Впрочем, бывают минуты, знаменующие подобие успешного завершения. Когда высыхают слезы — ежедневные, неизбежные слезы. Когда возвращается сосредоточенность, которая дает возможность, как прежде, читать книги. Когда уходит страх перед театральным фойе. Когда можно раздать часть вещей (сложись у Орфея жизнь иначе, он бы отнес то красное платье в какой-нибудь благотворительный магазин). А дальше? Чего ждать, чего искать? Времени, когда жизнь превратится из оперы в реалистическую беллетристику. Когда мост, под которым проезжаешь день изо дня, вновь станет обычным мостом. Когда ты задним числом аннулируешь результаты испытаний, которые выдержали одни знакомые и провалили другие. Когда тебя, наконец, покинут мысли о самоубийстве (если вообще покинут). Когда вернется бодрость духа и удовлетворенность, пусть даже эта бодрость духа более хрупкая, а нынешняя удовлетворенность не идет ни в какое сравнение с радостями прошлого. Когда скорбь станет «просто» памятью о скорби — если такое возможно. Когда мир вновь станет «просто» миром, а жизнь опять вернется на равнину, на тот же уровень.
Возможно, это смахивает на список, где остается лишь ставить галочки в нужной графе. Но никакой успех не дается без провалов и рецидивов. Порой возникает желание продлить боль. А вслед за тем появляется другой вопрос, четко очерченный на облаке: как оценивать «успешное завершение» скорби, оплакивания, печали — как достижение или просто переход и иное состояние, иную данность?

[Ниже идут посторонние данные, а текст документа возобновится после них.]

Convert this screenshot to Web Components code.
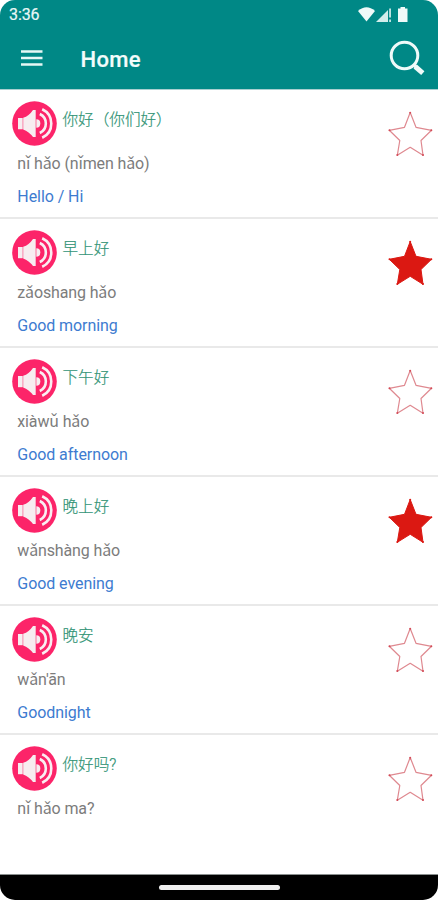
<!DOCTYPE html>
<html lang="en">
<head>
<meta charset="utf-8">
<title>Home</title>
<style>
html,body{margin:0;height:100%;background:#fff}
body{font-family:Roboto,"Noto Sans CJK SC",sans-serif}
</style>
</head>
<body>
<phrase-app></phrase-app>
<script>
function define(name, html) {
  const tpl = document.createElement('template');
  tpl.innerHTML = html;
  customElements.define(name, class extends HTMLElement {
    constructor() {
      super();
      this.attachShadow({mode: 'open'}).append(tpl.content.cloneNode(true));
    }
  });
}

define('status-bar', `
<style>
:host{display:flex;height:29px;align-items:center;justify-content:space-between;padding:0 29px 0 9px;box-sizing:border-box;color:#e9f7f6}
time{font-size:16px;line-height:29px;letter-spacing:-.1px;-webkit-text-stroke:.2px}
svg{display:block}
</style>
<time>3:36</time>
<svg width="52" height="18" viewBox="357 5.500 52 18" fill="#effaf9">
<path d="M358 10.500Q366.500 3 375 10.500L366.500 21Z"/>
<path d="M376 21.500L388 9.500V21.500Z" opacity=".88"/>
<path d="M389.300 8h1.500v9h-1.500zM389.300 19h1.500v2.500h-1.500z"/>
<path d="M400.500 6.500h4.500v1.500h2.500v13.500h-9.500V8h2.500z"/>
</svg>`);

define('title-bar', `
<style>
:host{display:flex;height:60px;align-items:center;color:#f3fcfb;padding-left:21px;padding-right:13px}
h1{margin:0 auto 0 37.500px;font-size:22px;line-height:26px;font-weight:500;letter-spacing:.35px;padding-top:2px;-webkit-text-stroke:.2px}
svg{display:block;flex:none}
</style>
<svg width="22" height="60" viewBox="21 29 22 60" fill="#e6f7f5"><path d="M21 50.200h21.500v2.500H21zM21 56.700h21.500v2.500H21zM21 63.200h21.500v2.500H21z"/></svg>
<h1>Home</h1>
<svg width="38" height="60" viewBox="387 29 38 60" fill="none" stroke="#effaf9"><circle cx="404.500" cy="55.500" r="13.300" stroke-width="3"/><path d="M413.500 64.500l3 3" stroke-width="3.500"/><path d="M415.200 66.500l7.600 6.600" stroke-width="5"/></svg>`);

define('sound-icon', `
<style>:host{display:block;width:45px;height:45px}svg{display:block}</style>
<svg width="45" height="45" viewBox="0 0 45 45">
<circle cx="22.500" cy="22.500" r="22.300" fill="#fc2469"/>
<g fill="#f7edf0">
<path d="M6 17h4.700v11.200H6z"/>
<path d="M11.200 16.800Q17 15 21 9h2.700v27H21Q17 30.500 11.200 28.400z"/>
<path d="M24.300 18.300a4 4.200 0 0 1 0 8.400z"/>
</g>
<path d="M27.800 13a10.500 10.500 0 0 1 0 19M30.200 8.200a15.800 15.800 0 0 1 0 28.600" fill="none" stroke="#faeef2" stroke-width="2.600"/>
</svg>`);

define('star-toggle', `
<style>
:host{display:block;width:46px;height:46px}
svg{display:block;overflow:visible}
path{fill:#fff;stroke:#df8990;stroke-width:1.200;stroke-linejoin:round}
circle{fill:#d34b57}
:host([on]) path{fill:#db1812;stroke:#db1812;stroke-width:1}
:host([on]) circle{fill:#db1812}
</style>
<svg width="46" height="46" viewBox="387 111 46 46">
<path d="M410.200 112.500L416 127.300L431.500 130.300L421 140.500L423 155.300L410.200 147.300L397.300 155.300L399.800 140.500L389.300 130.300L404.500 127.300Z"/>
<circle cx="410.200" cy="112.800" r="1"/><circle cx="431.300" cy="130.300" r="1"/><circle cx="423" cy="155" r="1"/><circle cx="397.300" cy="155" r="1"/><circle cx="389.500" cy="130.300" r="1"/>
</svg>`);

define('phrase-row', `
<style>
:host{display:grid;grid-template-columns:1fr 46px;height:129px;box-sizing:border-box;padding:11px 5px 0 12px;border-bottom:2px solid #e9e9e9;align-items:start}
:host(:last-of-type){border:0}
.head{display:flex;gap:5.500px}
.zh{color:#2f9374;font-size:15.600px;line-height:24px;padding-top:7px;font-weight:300;white-space:pre;-webkit-text-stroke:.2px}
.py,.en{padding-left:5.300px;font-size:16px;line-height:20px;white-space:pre}
.py{color:#7c7c7c;margin-top:8px;letter-spacing:-.14px}
.en{color:#3d7bd0;margin-top:13px;letter-spacing:-.07px}
star-toggle{margin-top:10px}
</style>
<div><div class="head"><sound-icon></sound-icon><div class="zh"><slot name="zh"></slot></div></div>
<div class="py"><slot name="py"></slot></div><div class="en"><slot name="en"></slot></div></div>
<star-toggle></star-toggle>`);

define('nav-pill', `
<style>
:host{display:flex;height:26px;background:#000;justify-content:center;align-items:center;border-top:1px solid #8a8f8e;box-sizing:border-box}
i{display:block;width:121px;height:5px;border-radius:2.500px;background:#efefef}
</style><i></i>`);

define('phrase-app', `
<style>
:host{display:flex;flex-direction:column;height:900px;width:438px;background:#fff;border-radius:15px;overflow:hidden}
header{background:#008886;height:89px;flex:none;border-bottom:1px solid #a9cfd0}
main{flex:1;min-height:0;overflow:hidden}
nav-pill{flex:none}
</style>
<header><status-bar></status-bar><title-bar></title-bar></header>
<main></main>
<nav-pill></nav-pill>`);

const phrases = [
  ['你好（你们好）', 'nǐ hǎo (nǐmen hǎo)', 'Hello / Hi', false],
  ['早上好', 'zǎoshang hǎo', 'Good morning', true],
  ['下午好', 'xiàwǔ hǎo', 'Good afternoon', false],
  ['晚上好', 'wǎnshàng hǎo', 'Good evening', true],
  ['晚安', "wǎn'ān", 'Goodnight', false],
  ['你好吗?', 'nǐ hǎo ma?', '', false]
];
const list = document.querySelector('phrase-app').shadowRoot.querySelector('main');
for (const [zh, py, en, on] of phrases) {
  const row = document.createElement('phrase-row');
  for (const [slot, text] of [['zh', zh], ['py', py], ['en', en]]) {
    if (!text) continue;
    const span = document.createElement('span');
    span.slot = slot;
    span.textContent = text;
    if (slot === 'zh') span.lang = 'zh-CN';
    row.append(span);
  }
  row.shadowRoot.querySelector('star-toggle').toggleAttribute('on', on);
  list.append(row);
}
</script>
</body>
</html>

Ведь понятие свободы воли, похоже, неприменимо; приписывание целесообразности и оценки — ожидание награды за проработку скорби — неуместно. Зато аналогия с болезнью на сей раз, видимо, будет не лишней. Исследования, проведенные среди онкологических больных, показали, что душевный настрой практически не влияет на исход заболевания. Можно сколько угодно повторять, что мы боремся с раком; на самом деле это рак борется с нами; мы воображаем, будто победили, а на самом деле враг просто отступил, чтобы перегруппировать силы. Все это — происки вселенной, причем направленные против нас. То же относится и к скорби. Мы воображаем, будто оказывали ей сопротивление, ставили себе цели, превозмогали печаль, соскребали с души ржавчину, а в результате скорбь просто зашла с другого боку, переместила свой интерес. Не мы пригнали облака; не в нашей власти их развеять. На самом деле происходит вот что: откуда-то — ниоткуда — налетает неожиданный бриз и вновь приводит нас в движение. Но куда нас отнесет? В Эссекс? В Северное море? А если ветер налетит с севера, то — при удачном раскладе — во Францию.